While this part of the argument is solid, it leaves us with a difficult question: what accounts for the normativity of reasoning? Husserl claimed that there were ideal laws that govern reasoning, but a similar problem can be generated for these: how do we know them?
(1) If we observe them, how can we distinguish between correct laws and incorrect laws without already presupposing the very logic we are trying to justify? If this requires higher-order logical laws to identify lower logical laws, we are in for an infinite regress.
(2) If the suggestion is that by observing them we will come to know them (which Husserl attempted to describe in his Phenomenology), then this is a relapse into Psychologism, for in this case we will conflate the norms of logic with our minds and what we are aware of.
Most people think they know about Yoga because they have seen it offered at studios, or they may practice it themselves. The reality is that such practices are actually far-off descendants of a more basic ethical theory. Without appreciating what that theory is, people are likely not actually practicing Yoga at all.
I can say this with confidence because the reason we now associate postural or breathing practices with Yoga—rather than a basic ethical theory—is colonization. This history changed India from a place where people felt they could occupy public space to engage in an anti-colonial moral practice, to one where they re-understood the practice agoraphobically: as a private means of dealing with the stress of colonization. That is the inheritance we have received.
If you are interested in this history, you can find my explication of these changes in my book: Yoga: Anti-Colonial Philosophy.
At the metaethical level, Yoga is the view that we have to take responsibility for organizing mental content to preserve epistemic autonomy.
The basic philosophy of Yoga, as we find in Patañjali’s Yoga Sūtra, begins with the observation that there are two approaches we can take to data. According to the ordinary one—which is not recommended—we allow what we are contemplating to influence us emotionally. This is what I identify as interpretation. In contrast, Yoga is defined as a responsible ordering of mental content to its conclusions, and we know we have succeeded when our independence is protected.
If you want a concrete example of the difference, consider the promulgation of conspiracy theories. If you interpreted, then you would approach these theories emotionally. You would also want to watch for whether the beliefs they express correspond to your own. In this case, a person so interpreting has surrendered their autonomy to what they are contemplating. This is why people drawn to such theories can be manipulated into doing extreme and irrational things.
In contrast, if we took an organizational approach, we would be responsible for how we organize it, and our main guardrail would be our epistemic autonomy. We have to engage in this organizational behavior without conflating what we are organizing with our contingent view of the world. Or put another way, we have to engage in organizing mental content by not collapsing the project into an interpretation.
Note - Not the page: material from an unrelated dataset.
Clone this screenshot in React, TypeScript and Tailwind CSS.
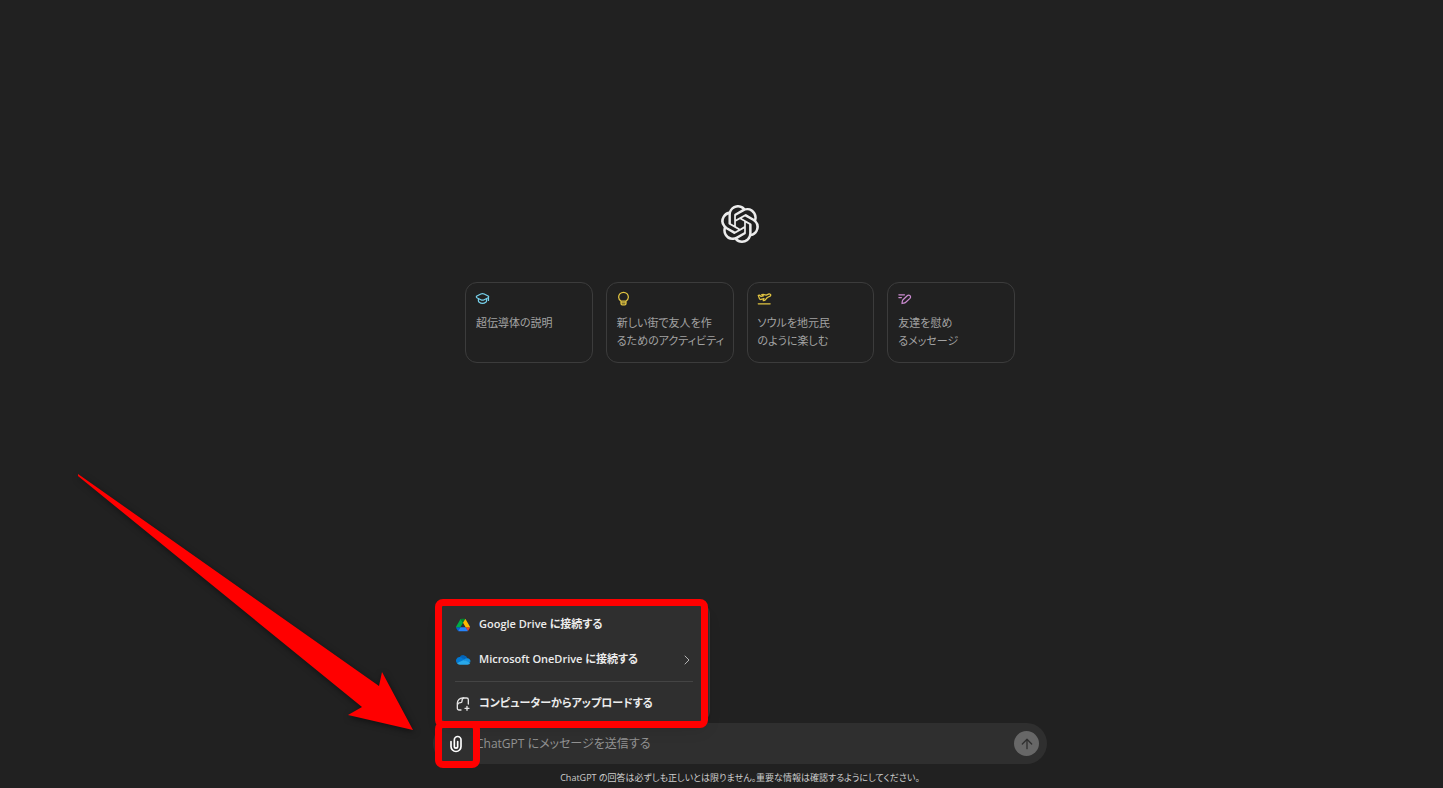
import type { ReactNode } from "react";
import { ArrowUp, ChevronRight } from "lucide-react";
import { SiOpenai } from "react-icons/si";

function CapIcon() {
  return (
    <svg viewBox="0 0 24 24" className="size-[15px] text-[#76d0eb]" fill="none" stroke="currentColor" strokeWidth="2" strokeLinejoin="round" strokeLinecap="round" aria-hidden="true">
      <path d="M12 4c-1 0-1.900.3-2.700.7L3 8c-1.100.7-1.100 2 0 2.700l6.300 3.200c1.700.9 3.700.9 5.400 0L21 10.700c1.100-.7 1.100-2 0-2.700l-6.300-3.300c-.8-.4-1.700-.7-2.700-.7z" />
      <path d="M21.500 10v5M5.500 12.500v3.500c0 .7.3 1.200.8 1.600 3.500 2.900 7.900 2.900 11.400 0 .5-.4.8-.9.8-1.600v-3.500" />
    </svg>
  );
}

function BulbIcon() {
  return (
    <svg viewBox="0 0 24 24" className="size-[15px] text-[#e2c541]" fill="none" stroke="currentColor" strokeWidth="2" strokeLinejoin="round" aria-hidden="true">
      <path d="M12 2a7.800 7.800 0 0 0-7.800 7.800c0 3 1.800 4.700 3.800 6.400h8c2-1.700 3.800-3.400 3.800-6.400A7.800 7.800 0 0 0 12 2zM8 16v4c0 1.200.8 2 2 2h4c1.200 0 2-.8 2-2V16M8 19h8" />
    </svg>
  );
}

function PlaneIcon() {
  return (
    <svg viewBox="0 0 24 24" className="size-[15px] text-[#e2c541]" fill="none" stroke="currentColor" strokeWidth="2" strokeLinejoin="round" strokeLinecap="round" aria-hidden="true">
      <path d="M2 20.500h19" />
      <path d="M2 7l2.300-.4 2.200 2.200 3.700-.8-3-2 2.500-.7 5 1.200 3.700-1.500c1.500-.6 3.100 0 3.500 1 .4 1.100-.4 2-1.700 2.700l-3.700 1.700-4 4.600-2.500.5 1.200-3.500-4.700 1.500c-1.200.3-2 0-2.500-1z" />
    </svg>
  );
}

function PenIcon() {
  return (
    <svg viewBox="0 0 24 24" className="size-[15px] text-[#cb8bd0]" fill="none" stroke="currentColor" strokeWidth="2" strokeLinejoin="round" strokeLinecap="round" aria-hidden="true">
      <path d="M3 6h9M3 10.500h4" />
      <path d="M10.500 19.500l-2.500.5.500-3.500c.1-.9.500-1.700 1.200-2.400l6.700-6.600c1.300-1.300 3.200-1.300 4.400-.1 1.200 1.200 1.200 3.100-.1 4.400L14 18c-.9.900-2.100 1.300-3.500 1.500z" />
    </svg>
  );
}

function DriveIcon() {
  return (
    <svg viewBox="0 0 87 78" className="size-[14px]" aria-hidden="true">
      <path fill="#0066da" d="M6.600 66.850l3.850 6.650c.8 1.400 1.950 2.500 3.300 3.300L27.500 53H0c0 1.550.4 3.100 1.200 4.500z" />
      <path fill="#00ac47" d="M43.650 25L29.900 1.200c-1.350.8-2.500 1.900-3.300 3.300L1.200 48.500C.4 49.900 0 51.450 0 53h27.500z" />
      <path fill="#ea4335" d="M73.550 76.800c1.350-.8 2.500-1.900 3.300-3.300l1.600-2.750 7.650-13.250c.8-1.400 1.200-2.950 1.200-4.500H59.800l5.850 11.500z" />
      <path fill="#00832d" d="M43.650 25L57.400 1.200C56.050.4 54.500 0 52.900 0H34.400c-1.600 0-3.150.45-4.500 1.200z" />
      <path fill="#2684fc" d="M59.800 53H27.500L13.750 76.800c1.350.8 2.900 1.200 4.500 1.200h50.800c1.600 0 3.150-.45 4.500-1.200z" />
      <path fill="#ffba00" d="M73.400 26.500L60.700 4.500c-.8-1.400-1.950-2.500-3.300-3.300L43.650 25 59.800 53h27.450c0-1.550-.4-3.100-1.200-4.500z" />
    </svg>
  );
}

function OneDriveIcon() {
  return (
    <svg viewBox="0 0 35 24" className="h-[10px] w-[15px]" aria-hidden="true">
      <path fill="#0364b8" d="M12 7l8 4.500 7-3.500A10.500 10.500 0 0 0 7.700 5.700z" />
      <path fill="#0078d4" d="M14 7A8.500 8.500 0 0 0 8.500 5 8.600 8.600 0 0 0 1.500 19l13-4 7-4z" />
      <path fill="#1490df" d="M26.500 8c-2.500-.4-4.500.7-6.500 2l-2.500 1.500L25 18l9.300-2A7.500 7.500 0 0 0 26.500 8z" />
      <path fill="#28a8ea" d="M18 12L1.500 19a8.500 8.500 0 0 0 7 4.500h18a7.700 7.700 0 0 0 7.500-5z" />
    </svg>
  );
}

function UploadFileIcon() {
  return (
    <svg viewBox="0 0 24 24" className="size-4 text-[#e3e3e3]" fill="none" stroke="currentColor" strokeWidth="2" strokeLinecap="round" strokeLinejoin="round" aria-hidden="true">
      <path d="M20 12V5.500A2.500 2.500 0 0 0 17.500 3h-6c-4.500 0-8 3.500-8 8v7.500A2.500 2.500 0 0 0 6 21h3" />
      <path d="M4 12.500C4.500 10.500 6 10 8.500 10c1.500 0 2-.5 2-2 0-2.500.5-4.500 2.500-5" />
      <path d="M18 15.500v6M15 18.500h6" />
    </svg>
  );
}

function ClipIcon() {
  return (
    <svg viewBox="0 0 24 24" className="size-5 text-white" fill="currentColor" aria-hidden="true">
      <path fillRule="evenodd" clipRule="evenodd" d="M9 7a5 5 0 0 1 10 0v8a7 7 0 1 1-14 0V9a1 1 0 0 1 2 0v6a5 5 0 0 0 10 0V7a3 3 0 1 0-6 0v8a1 1 0 1 0 2 0V9a1 1 0 1 1 2 0v6a3 3 0 1 1-6 0z" />
    </svg>
  );
}

const suggestions: { icon: ReactNode; lines: string[] }[] = [
  { icon: <CapIcon />, lines: ["超伝導体の説明"] },
  { icon: <BulbIcon />, lines: ["新しい街で友人を作", "るためのアクティビティ"] },
  { icon: <PlaneIcon />, lines: ["ソウルを地元民", "のように楽しむ"] },
  { icon: <PenIcon />, lines: ["友達を慰め", "るメッセージ"] },
];

function AttachMenu() {
  return (
    <div role="menu" className="absolute bottom-full left-1 flex w-[273px] flex-col rounded-xl border border-[#3a3a3a] bg-[#2f2f2f] pt-1 pr-4 pb-px pl-[17px] text-[11px] font-semibold text-[#ececec] shadow-lg">
      <button type="button" role="menuitem" className="flex h-[35px] items-center gap-2 whitespace-nowrap">
        <span className="flex w-4 justify-center"><DriveIcon /></span>
        Google Drive に接続する
      </button>
      <button type="button" role="menuitem" className="flex h-[35px] items-center gap-2 whitespace-nowrap">
        <span className="flex w-4 justify-center"><OneDriveIcon /></span>
        Microsoft OneDrive に接続する
        <ChevronRight className="-mr-0.5 ml-auto size-4 text-[#b4b4b4]" strokeWidth={1.5} />
      </button>
      <hr className="my-1 border-[#444444]" />
      <button type="button" role="menuitem" className="flex h-[35px] items-center gap-2 whitespace-nowrap">
        <span className="flex w-4 justify-center"><UploadFileIcon /></span>
        コンピューターからアップロードする
      </button>
    </div>
  );
}

function Annotations() {
  return (
    <div className="pointer-events-none" aria-hidden="true">
      <div className="absolute -top-[124px] left-[2px] h-[129px] w-[273px] rounded-lg border-[7px] border-[#ff0000]" />
      <div className="absolute -top-[2px] left-[2px] h-[47px] w-[45px] rounded-lg border-[7px] border-[#ff0000]" />
      <svg viewBox="0 0 350 270" className="absolute right-full bottom-[24px] mr-[11px] h-[270px] w-[350px] drop-shadow-[1px_2px_3px_rgba(0,0,0,0.5)]">
        <path fill="#ff0000" d="M6 4L307 216L310 202L341 260L276 245L290 237L6 6z" />
      </svg>
    </div>
  );
}

export default function App() {
  return (
    <div className="flex min-h-screen flex-col overflow-hidden bg-[#212121] pl-[37px] font-['Open_Sans','Noto_Sans_CJK_JP',sans-serif] [font-feature-settings:'palt']">
      <main className="flex flex-1 flex-col items-center justify-center px-4 pb-[155px]">
        <SiOpenai className="size-[38px] text-[#ececec]" aria-label="ChatGPT" />
        <div className="mt-[39px] grid w-full max-w-[550px] grid-cols-4 gap-[13px]">
          {suggestions.map((s) => (
            <button key={s.lines[0]} type="button" className="flex h-[81px] flex-col items-start rounded-xl border border-[#3c3c3c] px-[9px] pt-2 text-left text-[11px] leading-[18px] text-[#a3a3a3]">
              {s.icon}
              <span className="mt-2 pl-px">
                {s.lines.map((line) => (
                  <span key={line} className="block whitespace-nowrap">{line}</span>
                ))}
              </span>
            </button>
          ))}
        </div>
      </main>
      <div className="mx-auto w-full max-w-[614px]">
        <form className="relative flex h-[41px] items-center rounded-full bg-[#2f2f2f] pr-2 pl-[13px]" onSubmit={(e) => e.preventDefault()}>
          <button type="button" aria-label="ファイルを添付" className="flex size-5 items-center justify-center">
            <ClipIcon />
          </button>
          <input type="text" aria-label="メッセージ" placeholder="ChatGPT にメッセージを送信する" className="ml-[10px] min-w-0 flex-1 bg-transparent text-xs text-[#ececec] outline-none placeholder:text-[#929292]" />
          <button type="submit" aria-label="送信" className="flex size-[25px] items-center justify-center rounded-full bg-[#676767] text-[#2f2f2f]">
            <ArrowUp className="size-4" strokeWidth={2} />
          </button>
          <AttachMenu />
          <Annotations />
        </form>
        <p className="flex h-6 items-center justify-center pt-1 text-[9px] whitespace-nowrap text-[#cdcdcd]">
          ChatGPT の回答は必ずしも正しいとは限りません。重要な情報は確認するようにしてください。
        </p>
      </div>
    </div>
  );
}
For example, the rule of logical validity (if the premises of an argument are true, the conclusion has to be true) is one such logical rule that governs how we evaluate deductive arguments. Inductive arguments have their own specifications, as does Inference to the Best Explanation. And there could be other forms of logic too. But what they have in common is that they are all ways to organize information without collapsing into an interpretation. This helps us avoid the regress of assuming that there has to be a higher-level law we are aware of that is the criterion of lower-level logical laws. It also helps us avoid Husserl’s Psychologism for logic is nothing we recognize: it’s something we create by protecting our epistemic autonomy.
In addition to working out the details of the interpretation–explication distinction, I’ve also used this Yoga based philosophy of logic in my analysis of the possibilities of all learning. You will find this in several of my books. Most recently, it takes center stage in Moral Philosophy and De-Colonialism.
Logic so understood has important implications for our own executive functioning: we need it as a practice to make sure we do not lose our epistemic autonomy. Also, it has important implications for leadership. A leader has to be able to keep possibilities straight without getting confused by them. That takes reasoning.
The organizational approach to logic provides a structured methodology for research. This is the fully realized version of explication.
(1) Deductive logic renders explicit reasons for controversial conclusions about first-order options.
(2) Induction—the logic of generalizing from samples—helps determine the general topic of controversy by examining a representative sample of first-order disagreement.
(3) Inference to the Best Explanation (Abduction) discerns the explanation that accounts for the first-order disagreement.
This is a method of research applicable wherever controversy is possible. It allows us to arrive at objective answers—not based on our beliefs or outlook—about the controversy. Once we reach this point, we have reason to conclude what is objectively true: it consists of the integrated findings across all three levels.
This schema is content-neutral. You can use it for the empirical sciences and philosophy alike.